Century, Korupsi Dan Pertentangan Elit Politik

Merajalelanya korupsi di kalangan pejabat bukanlah hal yang baru, tetapi telah terjadi sebelum “bangkitnya” era reformasi. Akhir-akhir ini, kasus penyelewengan dana Bank Century yang diduga telah masuk ke kantong para pejabat menjadi berita menghebohkan sekaligus menggemparkan di sudut-sudut bumi Indonesia. Penyelamatan Century yang terancam kolaps membuat pemerintah melalui KSSK (Komite Stabilitas Sektor Keuangan) merestui pengeluaran dana publik sebesar Rp 6,7 triliun. Hangat dan hebohnya kasus ini pun terjadi mulai dari pembicaraan kecil di warung kopi (warkop) pinggir jalan hingga ke ruang-ruang ber-AC milik para penguasa dan pengusaha. Apa lacur, peristiwa ini membuat para penerima dana bank Century pun bulu-kuduknya berdiri.

Pertentangan Elit Politik
Lengsernya rezim Orde Baru (ORBA) di bawah komando HM. Soeharto dan berhembusnya angin segar reformasi sebelas tahun yang lalu, belumlah berjalan-seiring dengan perombakan atas mode of production yang demokratis serta populis. Masih melanggengkan mode of production colonial, sehingga yang terjadi adalah mandeknya transisi demokrasi ke arah oligarki kekuasaan. Jikalau dulunya kekuasaan eksekutif, legislative, yudikatif berada di bawah tangan Cendana sekaligus. Sekarang, lembaga-lembaga tersebut terdiri dari kekuatan-kekuatan kekuasaan otonomi yang berdiri sendiri dengan mengkultuskan identitas mereka masing-masing, pertentangan elit politik pun terjadi di depan mata.
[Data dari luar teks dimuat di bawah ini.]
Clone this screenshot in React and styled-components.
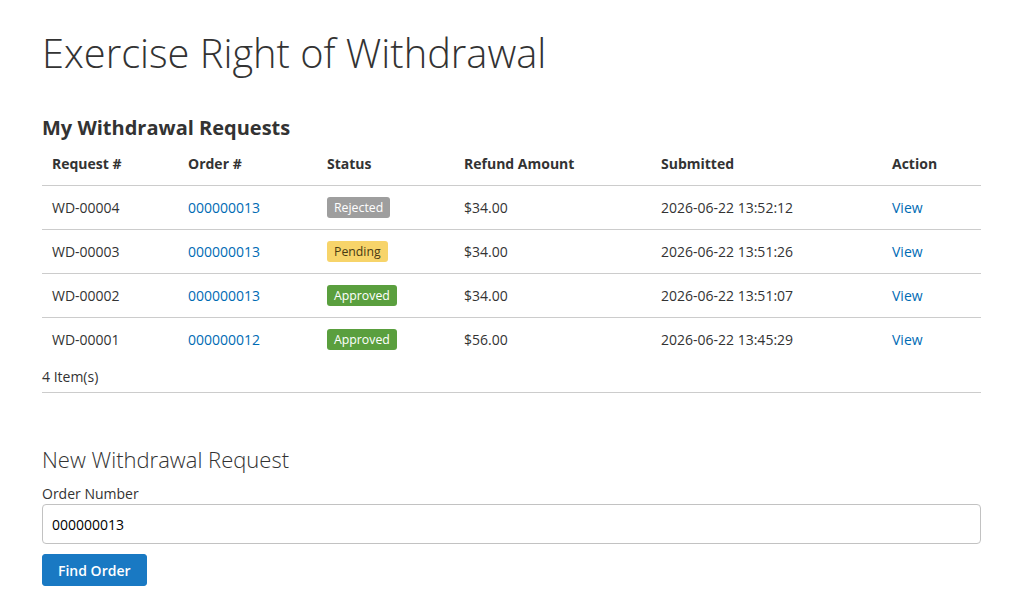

Kasus korupsi dan penyelewengan dana dalam peristiwa bank Century mampu menjadi alat bantu yang efektif untuk dijadikan senjata mematikan bagi lawan politiknya. Pertanyaanya, siapa yang diuntungkan dari terkuaknya kasus Century ini? Dan siapa pula yang dirugikan dari kasus ini? Pastinya yang mendapat keuntungan dari kasus ini adalah para elit politik yang ingin mendapatkan “jatah” kekuasaan sedangkan orang yang dirugikan adalah sebagian besar rakyat Indonesia. Ini dapat disaksikan di media-media cetak dan elektronik, tokoh elit politik siapa yang “getol” memperjuangkan terbongkar penyelewangan dana ini? Dan tokoh elit politik mana yang juga sama getolnya mempertahankan agar kasus ini tidak di utak-atik? Terbongkarnya atau tidaknya penyelewengan dana ini, kehidupan masyarakat Indonesia tidak banyak berubah. Tetap miskin dan miskin.
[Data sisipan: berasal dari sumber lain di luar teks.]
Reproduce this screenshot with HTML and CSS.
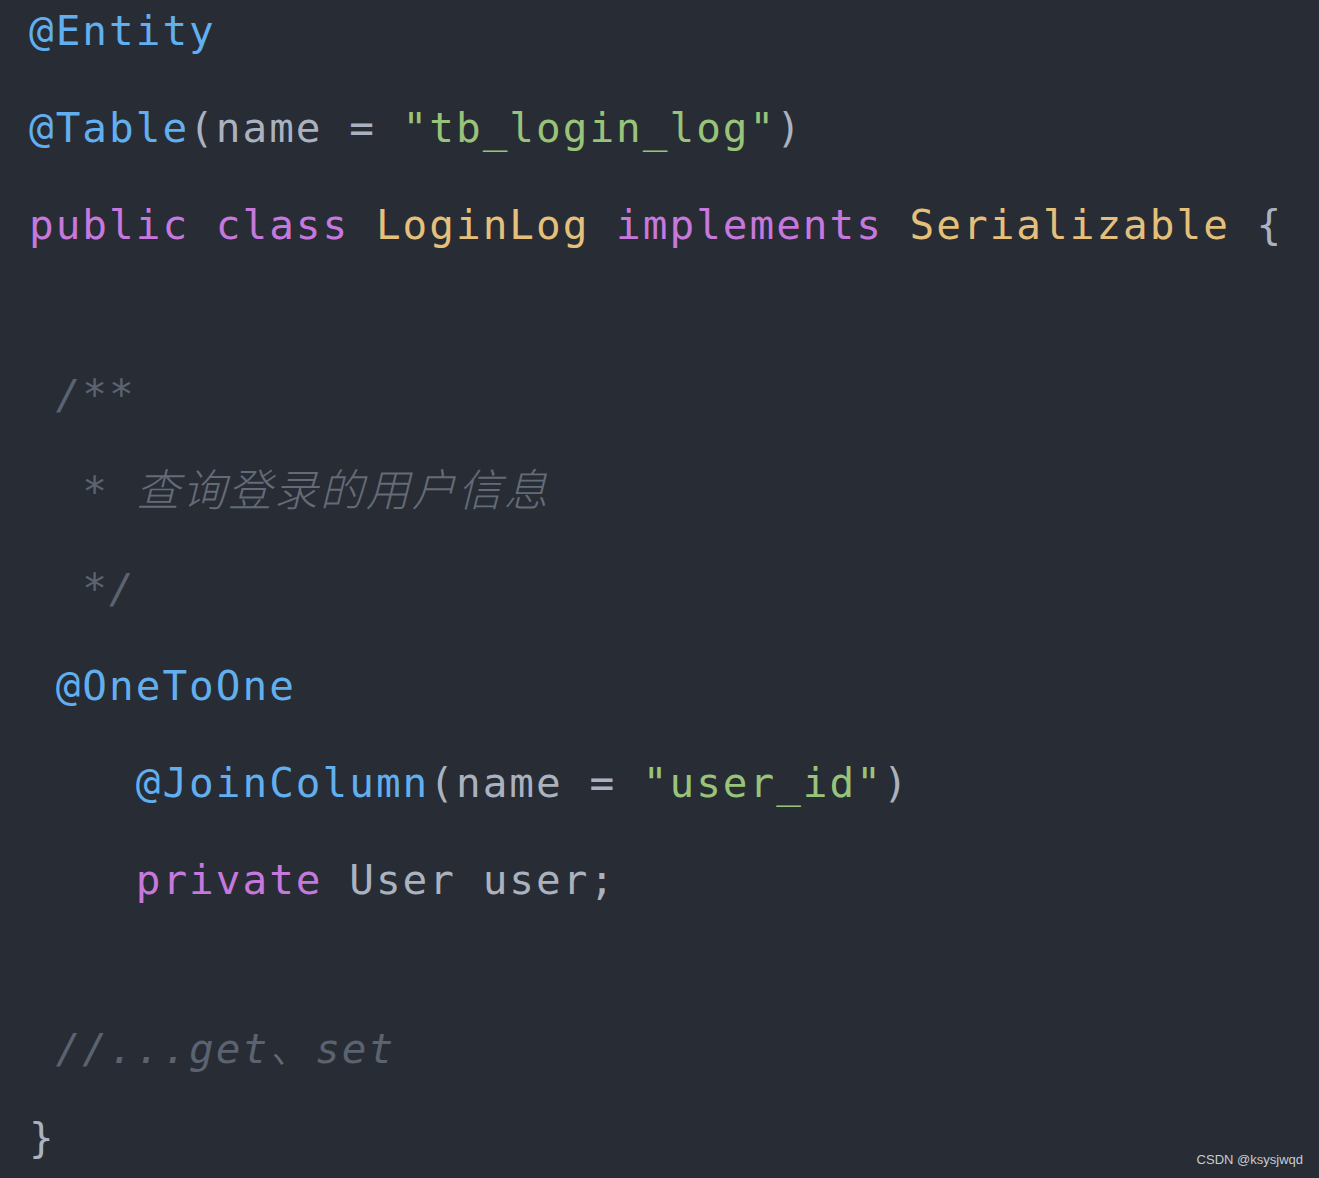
FILE: index.html
```html
<!DOCTYPE html>
<html lang="zh">
<head>
<meta charset="utf-8">
<title>LoginLog</title>
<link rel="stylesheet" href="styles.css">
</head>
<body>
<main class="code">
  <div class="line"><span class="ann">@Entity</span></div>
  <div class="line"><span class="ann">@Table</span><span class="pun">(</span><span class="txt">name</span><span class="pun"> = </span><span class="str">"tb_login_log"</span><span class="pun">)</span></div>
  <div class="line"><span class="kw">public</span> <span class="kw">class</span> <span class="cls">LoginLog</span> <span class="kw">implements</span> <span class="cls">Serializable</span> <span class="pun">{</span></div>
  <div class="blank"></div>
  <div class="line"><span class="com"> /**</span></div>
  <div class="line"><span class="com">  * <span class="cjk">查询登录的用户信息</span></span></div>
  <div class="line"><span class="com">  */</span></div>
  <div class="line"><span class="ann"> @OneToOne</span></div>
  <div class="line"><span class="ann">    @JoinColumn</span><span class="pun">(</span><span class="txt">name</span><span class="pun"> = </span><span class="str">"user_id"</span><span class="pun">)</span></div>
  <div class="line"><span class="kw">    private</span> <span class="txt">User user;</span></div>
  <div class="blank tight"></div>
  <div class="line short"><span class="com"> //...get<span class="cjk">、</span>set</span></div>
  <div class="line"><span class="pun">}</span></div>
</main>
<div class="mark">CSDN @ksysjwqd</div>
</body>
</html>
```

FILE: styles.css
```css
html, body {
  margin: 0;
  padding: 0;
  background: #282c34;
}

body {
  width: 1319px;
  height: 1178px;
  position: relative;
  overflow: hidden;
}

.code {
  display: flex;
  flex-direction: column;
  padding: 7px 0 0 29px;
  font-family: "DejaVu Sans Mono", "Noto Sans CJK SC", monospace;
  font-size: 41px;
  letter-spacing: 2px;
  line-height: 48px;
  color: #abb2bf;
}

.line {
  height: 97px;
  white-space: pre;
}

.line.short {
  height: 89px;
}

.blank {
  height: 73px;
}

.blank.tight {
  height: 72px;
}

.ann { color: #61afef; }
.str { color: #98c379; }
.kw  { color: #c678dd; }
.cls { color: #e5c07b; }
.pun { color: #abb2bf; }
.txt { color: #abb2bf; }

.com {
  color: #5c6370;
  font-style: italic;
}

.cjk {
  font-family: "Noto Sans CJK SC", sans-serif;
  font-size: 44px;
  line-height: 36px;
  font-weight: 300;
  color: #646b77;
}

.mark {
  position: absolute;
  right: 16px;
  bottom: 10px;
  font-family: "Liberation Sans", Arial, sans-serif;
  font-size: 13px;
  line-height: 16px;
  color: #c9ccd1;
}
```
Sungguh sangat ironis, para elit politik hanya berkonflik mempertahankan kekuasaan dan kedudukannya masing-masing di banding memperjuangkan nasib rakyat yang semakin tergilas oleh roda globalisasi dengan ideologi kapitalisme liberalnya.

Apa yang mesti dilakukan?
Di Indonesia, perlawanan terhadap korupsi terus dilaksanakan sejak runtuhnya kekuasaan ORBA hingga detik ini. Menurut data Transparancy International, indeks persepsi korupsi (IPK) dari tahun ke tahun mengalami peningkatan mulai tahun 2003 (IPK 1,9), tahun 2004 (IPK 2,0), tahun 2005 (IPK 2,2), tahun 2006 (IPK 2,4), tahun 2007 (IPK 2,3), tahun 2008 (IPK 2,6), dan tahun 2009 (IPK 2,8). Sedangkan dalam lingkungan ASEAN, Indonesia termasuk mengalami peningkatan menuju peringkat lima dari sepuluh negara yakni Singapura (IPK 9,2), Brunei Darussalam (IPK 5,5), Malaysia (IPK 4,5), Thailand (IPK 3,4). (Kompas, 19/11/2009)
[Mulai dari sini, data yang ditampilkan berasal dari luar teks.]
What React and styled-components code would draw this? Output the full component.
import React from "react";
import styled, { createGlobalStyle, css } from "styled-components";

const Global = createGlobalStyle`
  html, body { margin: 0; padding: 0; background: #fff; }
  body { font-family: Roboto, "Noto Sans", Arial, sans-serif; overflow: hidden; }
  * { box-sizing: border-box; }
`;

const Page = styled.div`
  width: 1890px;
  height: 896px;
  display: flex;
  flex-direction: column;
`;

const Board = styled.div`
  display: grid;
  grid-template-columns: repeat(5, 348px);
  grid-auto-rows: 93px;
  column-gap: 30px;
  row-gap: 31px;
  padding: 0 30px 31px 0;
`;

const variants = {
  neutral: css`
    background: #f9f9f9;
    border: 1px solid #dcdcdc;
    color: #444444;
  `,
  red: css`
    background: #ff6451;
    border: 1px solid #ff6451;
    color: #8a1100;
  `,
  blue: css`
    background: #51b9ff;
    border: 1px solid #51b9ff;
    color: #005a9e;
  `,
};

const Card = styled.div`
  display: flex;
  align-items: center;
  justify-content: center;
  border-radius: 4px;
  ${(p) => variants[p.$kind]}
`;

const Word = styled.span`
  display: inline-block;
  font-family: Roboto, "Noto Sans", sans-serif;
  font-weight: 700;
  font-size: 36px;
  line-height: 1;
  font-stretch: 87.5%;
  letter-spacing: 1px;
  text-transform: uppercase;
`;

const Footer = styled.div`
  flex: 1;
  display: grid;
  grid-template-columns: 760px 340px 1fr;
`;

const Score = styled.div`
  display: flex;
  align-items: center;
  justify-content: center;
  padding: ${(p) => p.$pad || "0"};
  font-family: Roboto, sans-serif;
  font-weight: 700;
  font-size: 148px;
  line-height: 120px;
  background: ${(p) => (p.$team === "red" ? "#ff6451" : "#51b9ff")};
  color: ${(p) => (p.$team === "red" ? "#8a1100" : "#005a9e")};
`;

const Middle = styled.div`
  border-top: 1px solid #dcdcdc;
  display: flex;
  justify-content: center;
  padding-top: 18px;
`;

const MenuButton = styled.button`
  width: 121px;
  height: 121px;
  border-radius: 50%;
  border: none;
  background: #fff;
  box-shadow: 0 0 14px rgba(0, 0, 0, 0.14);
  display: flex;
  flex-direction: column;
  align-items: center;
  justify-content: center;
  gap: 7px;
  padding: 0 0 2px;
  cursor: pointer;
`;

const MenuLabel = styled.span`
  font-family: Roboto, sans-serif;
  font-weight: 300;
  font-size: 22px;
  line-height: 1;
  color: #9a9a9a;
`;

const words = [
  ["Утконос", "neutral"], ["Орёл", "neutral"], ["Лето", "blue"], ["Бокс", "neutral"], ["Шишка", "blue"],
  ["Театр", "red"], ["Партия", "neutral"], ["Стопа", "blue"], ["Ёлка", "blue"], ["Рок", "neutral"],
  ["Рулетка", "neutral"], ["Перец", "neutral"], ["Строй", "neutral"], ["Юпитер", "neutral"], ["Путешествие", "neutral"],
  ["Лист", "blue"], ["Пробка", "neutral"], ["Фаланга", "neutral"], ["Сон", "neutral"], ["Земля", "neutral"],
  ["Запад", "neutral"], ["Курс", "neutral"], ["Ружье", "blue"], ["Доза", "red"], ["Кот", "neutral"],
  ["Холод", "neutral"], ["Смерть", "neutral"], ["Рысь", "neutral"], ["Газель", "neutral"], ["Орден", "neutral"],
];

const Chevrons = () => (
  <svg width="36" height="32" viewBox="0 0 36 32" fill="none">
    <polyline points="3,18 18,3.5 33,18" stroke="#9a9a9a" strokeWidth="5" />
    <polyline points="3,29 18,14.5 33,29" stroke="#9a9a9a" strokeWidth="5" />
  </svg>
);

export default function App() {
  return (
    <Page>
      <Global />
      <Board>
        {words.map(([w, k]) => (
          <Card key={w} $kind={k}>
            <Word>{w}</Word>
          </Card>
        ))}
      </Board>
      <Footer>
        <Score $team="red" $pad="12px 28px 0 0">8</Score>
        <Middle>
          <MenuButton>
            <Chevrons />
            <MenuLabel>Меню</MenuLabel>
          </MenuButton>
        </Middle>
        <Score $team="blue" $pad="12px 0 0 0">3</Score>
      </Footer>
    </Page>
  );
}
Kebenaran harus diungkapkan, pelaku penyewelengan dana mesti diadili dan hukum harus ditegakkan. Penuntasan kasus ini adalah sesuatu yang penting untuk memajukan pembangunan hukum di bumi pertiwi. Akan tetapi, ironisnya penuntasan ini membuat pertentangan elit politik pun tak terhindarkan.

“Hilangnya” dana trilyunan entah ke mana itu, membuat sebagian masyarakat bertanya ke kantong siapa lagi dana itu mengalir? Padahal jikalau menyangkut pembicaraan program pembangunan kesejahteraan masyarakat Indonesia, pemerintah selalu mengatakan bahwa dananya tidak ada. Akan tetapi jikalau berhubungan dengan pengusaha besar yang diselamatkan, maka dana besar pun mengalirnya begitu cepat.

Olehnya itu, tindakan yang mesti dilakukan adalah mendorong peristiwa-peristiwa sosial menjadi peristiwa-peristiwa politik, bukan sebaliknya mendorong peristiwa-peristiwa politik menjadi peristiwa-peristiwa sosial. Bagi penulis mendorong peningkatan kesehatan, pendidikan dan ekonomi itu lebih penting daripada hanya mendorong kasus korupsi yang ujung-ujungnya pertikaian atau konflik ditingkatan elit politik.

Mendorong peristiwa sosial ke peristiwa politik adalah sebuah penawaran awal supaya masyarakat Indonesia tidak terjebak terhadap kasus ini, khususnya para intelektual dan akademisi tidak hanya berpihak kepada elit-elit politik. Tetapi harus berpihak kepada masyarakat miskin dengan cara memajukan pembangunan kesejahteraan masyarakat.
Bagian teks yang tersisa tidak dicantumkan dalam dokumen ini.